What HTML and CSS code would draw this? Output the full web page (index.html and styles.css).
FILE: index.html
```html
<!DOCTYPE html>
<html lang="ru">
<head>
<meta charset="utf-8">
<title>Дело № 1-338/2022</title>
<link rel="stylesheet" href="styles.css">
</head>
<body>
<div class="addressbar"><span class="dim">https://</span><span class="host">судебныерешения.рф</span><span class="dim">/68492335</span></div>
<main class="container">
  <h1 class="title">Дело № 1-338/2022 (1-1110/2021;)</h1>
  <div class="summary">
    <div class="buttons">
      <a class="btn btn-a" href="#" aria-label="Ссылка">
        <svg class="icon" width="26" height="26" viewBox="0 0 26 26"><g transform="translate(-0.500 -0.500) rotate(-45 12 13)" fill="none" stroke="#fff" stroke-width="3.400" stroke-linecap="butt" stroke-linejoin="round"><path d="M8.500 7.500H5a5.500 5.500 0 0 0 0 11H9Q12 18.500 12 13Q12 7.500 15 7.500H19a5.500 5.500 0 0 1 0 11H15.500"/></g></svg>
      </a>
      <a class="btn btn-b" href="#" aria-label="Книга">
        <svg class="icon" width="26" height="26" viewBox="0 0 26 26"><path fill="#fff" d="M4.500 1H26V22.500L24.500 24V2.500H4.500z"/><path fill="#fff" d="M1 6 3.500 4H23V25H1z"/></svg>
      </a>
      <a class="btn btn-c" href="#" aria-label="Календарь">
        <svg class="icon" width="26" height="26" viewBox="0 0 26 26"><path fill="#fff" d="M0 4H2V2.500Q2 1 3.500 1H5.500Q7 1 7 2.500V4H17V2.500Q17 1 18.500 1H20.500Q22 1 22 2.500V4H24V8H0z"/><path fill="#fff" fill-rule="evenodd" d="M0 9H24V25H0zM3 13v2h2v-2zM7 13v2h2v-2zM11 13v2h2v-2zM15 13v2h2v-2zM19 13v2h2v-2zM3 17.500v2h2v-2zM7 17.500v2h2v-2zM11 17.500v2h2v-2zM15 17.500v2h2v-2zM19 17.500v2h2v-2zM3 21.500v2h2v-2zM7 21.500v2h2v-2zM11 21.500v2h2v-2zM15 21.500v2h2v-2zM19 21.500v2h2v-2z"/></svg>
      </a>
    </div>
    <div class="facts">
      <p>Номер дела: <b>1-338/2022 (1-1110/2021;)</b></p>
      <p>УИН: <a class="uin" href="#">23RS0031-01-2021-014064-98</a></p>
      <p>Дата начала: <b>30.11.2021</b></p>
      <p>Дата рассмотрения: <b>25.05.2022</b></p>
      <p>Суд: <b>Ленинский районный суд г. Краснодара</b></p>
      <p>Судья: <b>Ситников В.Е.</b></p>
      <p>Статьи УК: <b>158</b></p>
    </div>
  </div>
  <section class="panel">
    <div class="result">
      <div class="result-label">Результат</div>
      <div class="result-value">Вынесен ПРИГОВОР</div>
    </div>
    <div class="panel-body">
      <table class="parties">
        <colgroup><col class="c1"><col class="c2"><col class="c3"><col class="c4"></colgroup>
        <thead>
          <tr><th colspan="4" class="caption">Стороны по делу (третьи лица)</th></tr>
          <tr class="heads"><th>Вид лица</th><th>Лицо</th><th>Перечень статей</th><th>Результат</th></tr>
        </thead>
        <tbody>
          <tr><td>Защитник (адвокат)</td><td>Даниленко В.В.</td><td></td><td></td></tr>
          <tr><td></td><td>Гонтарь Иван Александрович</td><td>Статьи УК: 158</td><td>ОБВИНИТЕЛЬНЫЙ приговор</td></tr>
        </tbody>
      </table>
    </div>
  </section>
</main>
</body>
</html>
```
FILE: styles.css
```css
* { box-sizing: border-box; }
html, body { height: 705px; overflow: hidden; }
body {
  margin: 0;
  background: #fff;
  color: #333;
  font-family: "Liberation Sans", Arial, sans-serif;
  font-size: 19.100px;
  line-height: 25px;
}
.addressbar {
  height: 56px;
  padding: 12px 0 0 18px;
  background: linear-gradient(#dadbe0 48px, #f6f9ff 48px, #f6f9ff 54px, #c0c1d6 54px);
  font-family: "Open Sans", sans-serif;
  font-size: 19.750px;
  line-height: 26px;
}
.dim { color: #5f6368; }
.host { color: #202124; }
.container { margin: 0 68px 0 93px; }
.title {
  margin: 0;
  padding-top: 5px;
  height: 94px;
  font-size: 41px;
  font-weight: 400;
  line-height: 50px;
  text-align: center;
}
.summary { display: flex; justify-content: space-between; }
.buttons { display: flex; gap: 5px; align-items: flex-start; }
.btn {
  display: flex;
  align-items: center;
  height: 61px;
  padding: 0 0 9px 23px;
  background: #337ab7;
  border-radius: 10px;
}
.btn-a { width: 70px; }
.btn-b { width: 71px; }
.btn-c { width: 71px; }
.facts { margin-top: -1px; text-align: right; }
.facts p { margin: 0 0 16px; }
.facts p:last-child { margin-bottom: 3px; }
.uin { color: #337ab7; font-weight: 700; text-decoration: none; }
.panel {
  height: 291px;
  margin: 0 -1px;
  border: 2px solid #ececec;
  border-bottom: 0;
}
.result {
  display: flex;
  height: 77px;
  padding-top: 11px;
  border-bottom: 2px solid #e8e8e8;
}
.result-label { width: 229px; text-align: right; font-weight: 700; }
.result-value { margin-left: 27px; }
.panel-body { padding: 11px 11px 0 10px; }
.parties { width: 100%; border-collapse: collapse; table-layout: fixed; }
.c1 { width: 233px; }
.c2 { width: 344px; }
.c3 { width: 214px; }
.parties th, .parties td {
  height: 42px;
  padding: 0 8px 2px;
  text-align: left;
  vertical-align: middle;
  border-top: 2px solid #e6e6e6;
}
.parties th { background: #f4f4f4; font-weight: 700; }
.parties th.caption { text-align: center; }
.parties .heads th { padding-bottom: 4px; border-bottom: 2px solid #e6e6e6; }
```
________________________________________
Transcribe the full listing above without leaving anything out.

What HTML and CSS code would draw this? Output the full web page (index.html and styles.css).
FILE: index.html
```html
<!DOCTYPE html>
<html lang="ru">
<head>
<meta charset="utf-8">
<title>Дело № 1-338/2022</title>
<link rel="stylesheet" href="styles.css">
</head>
<body>
<div class="addressbar"><span class="dim">https://</span><span class="host">судебныерешения.рф</span><span class="dim">/68492335</span></div>
<main class="container">
  <h1 class="title">Дело № 1-338/2022 (1-1110/2021;)</h1>
  <div class="summary">
    <div class="buttons">
      <a class="btn btn-a" href="#" aria-label="Ссылка">
        <svg class="icon" width="26" height="26" viewBox="0 0 26 26"><g transform="translate(-0.500 -0.500) rotate(-45 12 13)" fill="none" stroke="#fff" stroke-width="3.400" stroke-linecap="butt" stroke-linejoin="round"><path d="M8.500 7.500H5a5.500 5.500 0 0 0 0 11H9Q12 18.500 12 13Q12 7.500 15 7.500H19a5.500 5.500 0 0 1 0 11H15.500"/></g></svg>
      </a>
      <a class="btn btn-b" href="#" aria-label="Книга">
        <svg class="icon" width="26" height="26" viewBox="0 0 26 26"><path fill="#fff" d="M4.500 1H26V22.500L24.500 24V2.500H4.500z"/><path fill="#fff" d="M1 6 3.500 4H23V25H1z"/></svg>
      </a>
      <a class="btn btn-c" href="#" aria-label="Календарь">
        <svg class="icon" width="26" height="26" viewBox="0 0 26 26"><path fill="#fff" d="M0 4H2V2.500Q2 1 3.500 1H5.500Q7 1 7 2.500V4H17V2.500Q17 1 18.500 1H20.500Q22 1 22 2.500V4H24V8H0z"/><path fill="#fff" fill-rule="evenodd" d="M0 9H24V25H0zM3 13v2h2v-2zM7 13v2h2v-2zM11 13v2h2v-2zM15 13v2h2v-2zM19 13v2h2v-2zM3 17.500v2h2v-2zM7 17.500v2h2v-2zM11 17.500v2h2v-2zM15 17.500v2h2v-2zM19 17.500v2h2v-2zM3 21.500v2h2v-2zM7 21.500v2h2v-2zM11 21.500v2h2v-2zM15 21.500v2h2v-2zM19 21.500v2h2v-2z"/></svg>
      </a>
    </div>
    <div class="facts">
      <p>Номер дела: <b>1-338/2022 (1-1110/2021;)</b></p>
      <p>УИН: <a class="uin" href="#">23RS0031-01-2021-014064-98</a></p>
      <p>Дата начала: <b>30.11.2021</b></p>
      <p>Дата рассмотрения: <b>25.05.2022</b></p>
      <p>Суд: <b>Ленинский районный суд г. Краснодара</b></p>
      <p>Судья: <b>Ситников В.Е.</b></p>
      <p>Статьи УК: <b>158</b></p>
    </div>
  </div>
  <section class="panel">
    <div class="result">
      <div class="result-label">Результат</div>
      <div class="result-value">Вынесен ПРИГОВОР</div>
    </div>
    <div class="panel-body">
      <table class="parties">
        <colgroup><col class="c1"><col class="c2"><col class="c3"><col class="c4"></colgroup>
        <thead>
          <tr><th colspan="4" class="caption">Стороны по делу (третьи лица)</th></tr>
          <tr class="heads"><th>Вид лица</th><th>Лицо</th><th>Перечень статей</th><th>Результат</th></tr>
        </thead>
        <tbody>
          <tr><td>Защитник (адвокат)</td><td>Даниленко В.В.</td><td></td><td></td></tr>
          <tr><td></td><td>Гонтарь Иван Александрович</td><td>Статьи УК: 158</td><td>ОБВИНИТЕЛЬНЫЙ приговор</td></tr>
        </tbody>
      </table>
    </div>
  </section>
</main>
</body>
</html>
```
FILE: styles.css
```css
* { box-sizing: border-box; }
html, body { height: 705px; overflow: hidden; }
body {
  margin: 0;
  background: #fff;
  color: #333;
  font-family: "Liberation Sans", Arial, sans-serif;
  font-size: 19.100px;
  line-height: 25px;
}
.addressbar {
  height: 56px;
  padding: 12px 0 0 18px;
  background: linear-gradient(#dadbe0 48px, #f6f9ff 48px, #f6f9ff 54px, #c0c1d6 54px);
  font-family: "Open Sans", sans-serif;
  font-size: 19.750px;
  line-height: 26px;
}
.dim { color: #5f6368; }
.host { color: #202124; }
.container { margin: 0 68px 0 93px; }
.title {
  margin: 0;
  padding-top: 5px;
  height: 94px;
  font-size: 41px;
  font-weight: 400;
  line-height: 50px;
  text-align: center;
}
.summary { display: flex; justify-content: space-between; }
.buttons { display: flex; gap: 5px; align-items: flex-start; }
.btn {
  display: flex;
  align-items: center;
  height: 61px;
  padding: 0 0 9px 23px;
  background: #337ab7;
  border-radius: 10px;
}
.btn-a { width: 70px; }
.btn-b { width: 71px; }
.btn-c { width: 71px; }
.facts { margin-top: -1px; text-align: right; }
.facts p { margin: 0 0 16px; }
.facts p:last-child { margin-bottom: 3px; }
.uin { color: #337ab7; font-weight: 700; text-decoration: none; }
.panel {
  height: 291px;
  margin: 0 -1px;
  border: 2px solid #ececec;
  border-bottom: 0;
}
.result {
  display: flex;
  height: 77px;
  padding-top: 11px;
  border-bottom: 2px solid #e8e8e8;
}
.result-label { width: 229px; text-align: right; font-weight: 700; }
.result-value { margin-left: 27px; }
.panel-body { padding: 11px 11px 0 10px; }
.parties { width: 100%; border-collapse: collapse; table-layout: fixed; }
.c1 { width: 233px; }
.c2 { width: 344px; }
.c3 { width: 214px; }
.parties th, .parties td {
  height: 42px;
  padding: 0 8px 2px;
  text-align: left;
  vertical-align: middle;
  border-top: 2px solid #e6e6e6;
}
.parties th { background: #f4f4f4; font-weight: 700; }
.parties th.caption { text-align: center; }
.parties .heads th { padding-bottom: 4px; border-bottom: 2px solid #e6e6e6; }
```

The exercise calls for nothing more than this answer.